> WHAT THIS TASK INVOLVES
Leave out the images and repeat the listing below without a single change.

> RECORDED INFORMATION

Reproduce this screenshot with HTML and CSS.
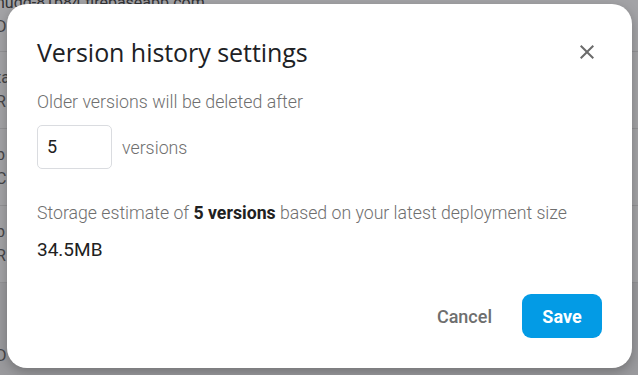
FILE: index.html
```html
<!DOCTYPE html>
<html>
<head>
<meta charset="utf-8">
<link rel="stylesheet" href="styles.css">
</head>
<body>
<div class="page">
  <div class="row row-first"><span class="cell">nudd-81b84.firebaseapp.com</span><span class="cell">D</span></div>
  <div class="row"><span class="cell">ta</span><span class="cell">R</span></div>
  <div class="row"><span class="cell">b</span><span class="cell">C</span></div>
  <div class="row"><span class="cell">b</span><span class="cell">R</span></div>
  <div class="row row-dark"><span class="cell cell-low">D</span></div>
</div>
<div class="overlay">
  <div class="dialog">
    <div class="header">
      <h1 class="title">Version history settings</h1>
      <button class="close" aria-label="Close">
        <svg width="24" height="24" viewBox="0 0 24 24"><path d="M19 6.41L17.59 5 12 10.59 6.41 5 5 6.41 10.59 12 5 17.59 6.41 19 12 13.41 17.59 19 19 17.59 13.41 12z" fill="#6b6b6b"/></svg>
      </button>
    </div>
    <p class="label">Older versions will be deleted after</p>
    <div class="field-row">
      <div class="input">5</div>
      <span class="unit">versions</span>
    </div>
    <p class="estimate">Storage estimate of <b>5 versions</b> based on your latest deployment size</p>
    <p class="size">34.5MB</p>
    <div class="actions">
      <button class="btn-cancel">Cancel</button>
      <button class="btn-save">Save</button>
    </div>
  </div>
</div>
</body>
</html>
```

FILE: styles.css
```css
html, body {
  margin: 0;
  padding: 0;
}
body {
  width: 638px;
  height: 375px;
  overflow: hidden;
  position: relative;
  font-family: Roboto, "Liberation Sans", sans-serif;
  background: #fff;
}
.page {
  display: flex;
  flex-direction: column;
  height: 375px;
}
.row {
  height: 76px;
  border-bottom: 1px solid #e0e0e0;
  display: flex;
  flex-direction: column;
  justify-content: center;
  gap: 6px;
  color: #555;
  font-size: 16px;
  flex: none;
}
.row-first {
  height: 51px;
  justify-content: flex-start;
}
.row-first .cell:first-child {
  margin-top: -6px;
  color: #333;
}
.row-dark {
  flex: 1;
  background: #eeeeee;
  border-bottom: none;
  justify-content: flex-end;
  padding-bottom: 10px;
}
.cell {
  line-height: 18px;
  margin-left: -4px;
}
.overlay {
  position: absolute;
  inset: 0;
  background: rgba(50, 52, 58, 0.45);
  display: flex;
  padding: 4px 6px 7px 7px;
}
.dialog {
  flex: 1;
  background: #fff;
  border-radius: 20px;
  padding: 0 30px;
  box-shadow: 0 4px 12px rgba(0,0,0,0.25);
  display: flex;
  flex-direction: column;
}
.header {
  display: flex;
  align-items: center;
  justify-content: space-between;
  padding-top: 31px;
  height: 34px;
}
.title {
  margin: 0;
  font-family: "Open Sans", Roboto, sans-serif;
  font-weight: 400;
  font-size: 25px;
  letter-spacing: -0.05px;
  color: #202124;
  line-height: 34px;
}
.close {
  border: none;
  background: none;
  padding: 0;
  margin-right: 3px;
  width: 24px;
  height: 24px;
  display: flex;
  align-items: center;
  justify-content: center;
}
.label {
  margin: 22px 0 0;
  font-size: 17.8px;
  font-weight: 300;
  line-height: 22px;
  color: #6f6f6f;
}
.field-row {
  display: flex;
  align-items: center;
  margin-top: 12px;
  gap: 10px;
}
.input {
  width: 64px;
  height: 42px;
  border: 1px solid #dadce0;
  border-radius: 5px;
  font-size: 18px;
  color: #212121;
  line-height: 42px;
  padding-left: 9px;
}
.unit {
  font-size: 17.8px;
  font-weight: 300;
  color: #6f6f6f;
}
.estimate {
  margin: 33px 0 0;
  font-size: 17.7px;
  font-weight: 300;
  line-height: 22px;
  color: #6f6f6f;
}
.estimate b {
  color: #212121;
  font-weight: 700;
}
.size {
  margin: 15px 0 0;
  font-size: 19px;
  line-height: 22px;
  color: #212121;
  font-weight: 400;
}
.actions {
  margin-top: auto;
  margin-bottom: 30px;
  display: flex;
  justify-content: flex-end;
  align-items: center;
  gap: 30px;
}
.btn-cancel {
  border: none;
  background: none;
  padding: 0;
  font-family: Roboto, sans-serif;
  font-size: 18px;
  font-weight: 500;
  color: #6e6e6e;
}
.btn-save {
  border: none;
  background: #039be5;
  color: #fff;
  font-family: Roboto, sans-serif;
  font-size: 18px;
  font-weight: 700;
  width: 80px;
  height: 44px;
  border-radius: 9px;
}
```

> FINAL RESULT
Reproduce this screenshot with HTML and CSS.
FILE: index.html
```html
<!DOCTYPE html>
<html>
<head>
<meta charset="utf-8">
<link rel="stylesheet" href="styles.css">
</head>
<body>
<div class="page">
  <div class="row row-first"><span class="cell">nudd-81b84.firebaseapp.com</span><span class="cell">D</span></div>
  <div class="row"><span class="cell">ta</span><span class="cell">R</span></div>
  <div class="row"><span class="cell">b</span><span class="cell">C</span></div>
  <div class="row"><span class="cell">b</span><span class="cell">R</span></div>
  <div class="row row-dark"><span class="cell cell-low">D</span></div>
</div>
<div class="overlay">
  <div class="dialog">
    <div class="header">
      <h1 class="title">Version history settings</h1>
      <button class="close" aria-label="Close">
        <svg width="24" height="24" viewBox="0 0 24 24"><path d="M19 6.41L17.59 5 12 10.59 6.41 5 5 6.41 10.59 12 5 17.59 6.41 19 12 13.41 17.59 19 19 17.59 13.41 12z" fill="#6b6b6b"/></svg>
      </button>
    </div>
    <p class="label">Older versions will be deleted after</p>
    <div class="field-row">
      <div class="input">5</div>
      <span class="unit">versions</span>
    </div>
    <p class="estimate">Storage estimate of <b>5 versions</b> based on your latest deployment size</p>
    <p class="size">34.5MB</p>
    <div class="actions">
      <button class="btn-cancel">Cancel</button>
      <button class="btn-save">Save</button>
    </div>
  </div>
</div>
</body>
</html>
```

FILE: styles.css
```css
html, body {
  margin: 0;
  padding: 0;
}
body {
  width: 638px;
  height: 375px;
  overflow: hidden;
  position: relative;
  font-family: Roboto, "Liberation Sans", sans-serif;
  background: #fff;
}
.page {
  display: flex;
  flex-direction: column;
  height: 375px;
}
.row {
  height: 76px;
  border-bottom: 1px solid #e0e0e0;
  display: flex;
  flex-direction: column;
  justify-content: center;
  gap: 6px;
  color: #555;
  font-size: 16px;
  flex: none;
}
.row-first {
  height: 51px;
  justify-content: flex-start;
}
.row-first .cell:first-child {
  margin-top: -6px;
  color: #333;
}
.row-dark {
  flex: 1;
  background: #eeeeee;
  border-bottom: none;
  justify-content: flex-end;
  padding-bottom: 10px;
}
.cell {
  line-height: 18px;
  margin-left: -4px;
}
.overlay {
  position: absolute;
  inset: 0;
  background: rgba(50, 52, 58, 0.45);
  display: flex;
  padding: 4px 6px 7px 7px;
}
.dialog {
  flex: 1;
  background: #fff;
  border-radius: 20px;
  padding: 0 30px;
  box-shadow: 0 4px 12px rgba(0,0,0,0.25);
  display: flex;
  flex-direction: column;
}
.header {
  display: flex;
  align-items: center;
  justify-content: space-between;
  padding-top: 31px;
  height: 34px;
}
.title {
  margin: 0;
  font-family: "Open Sans", Roboto, sans-serif;
  font-weight: 400;
  font-size: 25px;
  letter-spacing: -0.05px;
  color: #202124;
  line-height: 34px;
}
.close {
  border: none;
  background: none;
  padding: 0;
  margin-right: 3px;
  width: 24px;
  height: 24px;
  display: flex;
  align-items: center;
  justify-content: center;
}
.label {
  margin: 22px 0 0;
  font-size: 17.8px;
  font-weight: 300;
  line-height: 22px;
  color: #6f6f6f;
}
.field-row {
  display: flex;
  align-items: center;
  margin-top: 12px;
  gap: 10px;
}
.input {
  width: 64px;
  height: 42px;
  border: 1px solid #dadce0;
  border-radius: 5px;
  font-size: 18px;
  color: #212121;
  line-height: 42px;
  padding-left: 9px;
}
.unit {
  font-size: 17.8px;
  font-weight: 300;
  color: #6f6f6f;
}
.estimate {
  margin: 33px 0 0;
  font-size: 17.7px;
  font-weight: 300;
  line-height: 22px;
  color: #6f6f6f;
}
.estimate b {
  color: #212121;
  font-weight: 700;
}
.size {
  margin: 15px 0 0;
  font-size: 19px;
  line-height: 22px;
  color: #212121;
  font-weight: 400;
}
.actions {
  margin-top: auto;
  margin-bottom: 30px;
  display: flex;
  justify-content: flex-end;
  align-items: center;
  gap: 30px;
}
.btn-cancel {
  border: none;
  background: none;
  padding: 0;
  font-family: Roboto, sans-serif;
  font-size: 18px;
  font-weight: 500;
  color: #6e6e6e;
}
.btn-save {
  border: none;
  background: #039be5;
  color: #fff;
  font-family: Roboto, sans-serif;
  font-size: 18px;
  font-weight: 700;
  width: 80px;
  height: 44px;
  border-radius: 9px;
}
```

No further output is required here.